We were also interested in the gene order of our glycerid mitogenomes and found some surprises here. The gene order itself reflected the conserved gene order which is well-supported to represent the ground pattern of the last common ancestor of Errantia (the group where glycerids belong to) and Sedentaria (see Fig. 3A, order of protein coding genes). Only some tRNA rearrangements (tRNAs are known to be relocated more easily) were found, resulting in four similar but different gene orders. It was nice to see that mapping these different gene orders on the phylogeny (Fig. 1) gave a consistent result and we didn’t had to assume convergent rearrangements within glycerids. The surprise came with two mitogenomes which were unusually big in size. Most annelids glycerids have mitogenomes with a size around 15 kbp, which is within the expected range for animals. However, two species showed mitogenomes with a size of more than 20 kpb. Analysing the gene content we found integrations of so-called group II introns, which are self-splicing genetic elements, within the cox1 gene of these species. This is remarkable, as such elements are rarely found in metazoan and especially in bilaterian mitogenomes. For the latter groups, so far they only have been found in few annelids, always harbouring within the cox1 gene. Our analyses of these genes clearly show that these integrations happened convergently for the two glycerid species. One of them even carries two independent group II intron integrations within the cox1 gene. Massive sequencing of annelid genomes may help to uncover even more of these rare integrations. The source for this group II introns are likely a horizontal transfer from bacteria or viruses. It remains unclear why so far within Bilateria they are only found in annelids – and why they always seem to integrate in the cox1.

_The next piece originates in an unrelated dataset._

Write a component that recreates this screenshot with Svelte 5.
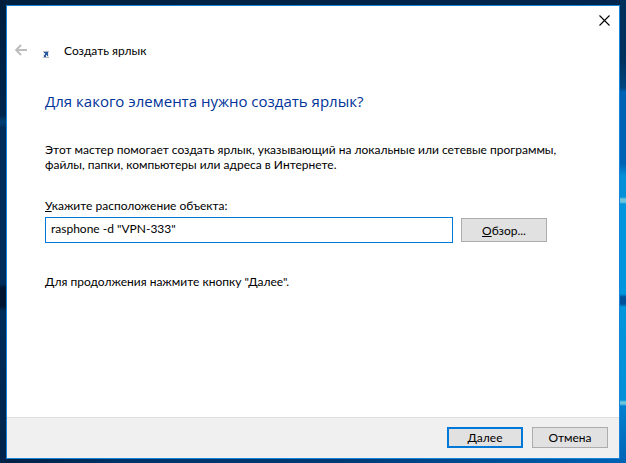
<script lang="ts">
  let location = 'rasphone -d "VPN-333"';
  let open = true;

  function close() {
    open = false;
  }

  function handleNext() {
    if (location.trim()) {
      console.log('Shortcut target:', location);
    }
  }
</script>

<div class="desktop">
  {#if open}
    <form class="wizard" on:submit|preventDefault={handleNext}>
      <div class="titlebar">
        <button type="button" class="close" aria-label="Закрыть" on:click={close}>
          <svg width="11" height="11" viewBox="0 0 11 11" fill="none" stroke="#000" stroke-width="1.1">
            <path d="M0.5 0.5L10.5 10.5M10.5 0.5L0.5 10.5" />
          </svg>
        </button>
      </div>

      <header>
        <button type="button" class="back" aria-label="Назад" disabled>
          <svg width="12" height="12" viewBox="0 0 12 12" fill="none" stroke="#bdbdbd" stroke-width="2">
            <path d="M12 6H1.5M6 1L1.2 6L6 11" />
          </svg>
        </button>
        <svg class="shortcut" width="6" height="7" viewBox="0 0 6 7">
          <rect width="6" height="7" fill="#e4e9f0" />
          <path d="M0 0.5H6M0 6.5H6" stroke="#b4b7bb" />
          <path d="M1 1H5V5H4V4H3V6H1V4H2V2H1Z" fill="#2a5ca6" />
        </svg>
        <span>Создать ярлык</span>
      </header>

      <main>
        <h1>Для какого элемента нужно создать ярлык?</h1>
        <p class="intro">
          Этот мастер помогает создать ярлык, указывающий на локальные или сетевые программы, файлы, папки, компьютеры или адреса в Интернете.
        </p>
        <label for="location"><u>У</u>кажите расположение объекта:</label>
        <div class="row">
          <input id="location" type="text" bind:value={location} spellcheck="false" autocomplete="off" />
          <button type="button" class="button browse"><u>О</u>бзор...</button>
        </div>
        <p>Для продолжения нажмите кнопку "Далее".</p>
      </main>

      <footer>
        <button type="submit" class="button primary"><u>Д</u>алее</button>
        <button type="button" class="button" on:click={close}>Отмена</button>
      </footer>
    </form>
  {/if}
</div>

<style>
  .desktop {
    box-sizing: border-box;
    display: flex;
    min-height: 100vh;
    padding: 5px 6px 4px;
    font-family: Lato, "Open Sans", sans-serif;
    font-size: 12px;
    line-height: 15px;
    color: #000;
    background:
      linear-gradient(#002f5c, #00305e 60px, #004680 88px, #0062b4 92px, #0062b4 164px, #0090d8 176px, #0090d8 197px, #6cc5dd 199px, #6cc5dd 202px, #0095dc 204px, #0095dc 294px, #00509a 297px, #00509a 304px, #0095dc 307px, #0090d8 400px, #6cc5dd 402px, #6cc5dd 404px, #0080d0 406px, #0062b4) right / 6px 100% no-repeat,
      linear-gradient(#001d3d, #00254c 115px, #003f73 122px, #002c59 128px, #002c59 284px, #001531 288px, #001531 306px, #002c59 311px, #00234a) left / 6px 100% no-repeat,
      linear-gradient(90deg, #00203f, #00264e) top / 100% 5px no-repeat,
      linear-gradient(90deg, #001f42, #003468 120px, #003a75 55%, #0062b4) bottom / 100% 4px no-repeat,
      #00305e;
  }

  .wizard {
    display: flex;
    flex: 1;
    flex-direction: column;
    border: 1px solid #1883d7;
    background: #fff;
  }

  .titlebar {
    display: flex;
    justify-content: flex-end;
  }

  .close,
  .back {
    display: flex;
    align-items: center;
    justify-content: center;
    padding: 0;
    border: none;
    background: none;
  }

  .close {
    width: 30px;
    height: 29px;
  }

  .close:hover {
    background: #e8e8e8;
  }

  header {
    display: flex;
    align-items: center;
    height: 30px;
    padding-left: 8px;
  }

  .shortcut {
    margin: 8px 15px 0 16px;
  }

  main {
    flex: 1;
    padding: 26px 38px 0;
  }

  h1 {
    margin: 0;
    font-family: "Open Sans", "Noto Sans", sans-serif;
    font-size: 15px;
    font-weight: 400;
    line-height: 20px;
    color: #003399;
  }

  p {
    margin: 0;
  }

  .intro {
    margin: 31px 0 26px;
    max-width: 524px;
  }

  label {
    display: block;
  }

  .row {
    display: flex;
    align-items: center;
    gap: 8px;
    max-width: 502px;
    margin: 4px 0 31px;
  }

  input {
    box-sizing: border-box;
    flex: 1;
    min-width: 0;
    height: 26px;
    padding: 0 5px 4px;
    border: 1px solid #0078d7;
    outline: none;
    font: inherit;
    color: inherit;
    background: #fff;
  }

  .button {
    box-sizing: border-box;
    width: 76px;
    height: 21px;
    padding: 0;
    border: 1px solid #adadad;
    font: inherit;
    color: inherit;
    background: #e1e1e1;
  }

  .button:hover {
    background: #e5f1fb;
  }

  .browse {
    width: 86px;
    height: 24px;
  }

  .primary {
    border: 2px solid #0078d7;
  }

  footer {
    display: flex;
    justify-content: flex-end;
    gap: 9px;
    padding: 9px 11px 10px;
    border-top: 1px solid #dfdfdf;
    background: #f0f0f0;
  }
</style>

Fig. 3: A. Gene order of glycerid and goniadid mitogenomes. B. Integration of group II introns with the cox1 of two glycerid species.
In summary, analysing mitogenomes is still a useful – and cost efficient – tool for phylogenetics. Annelids were thought to harbour a rather conserved gene order, but our recent study on syllids (Aguado et al. 2016) and basally branching annelids (Weigert et al. 2016) also uncovered a high diversity of this feature, which might be an interesting phylogenetic marker for some taxa.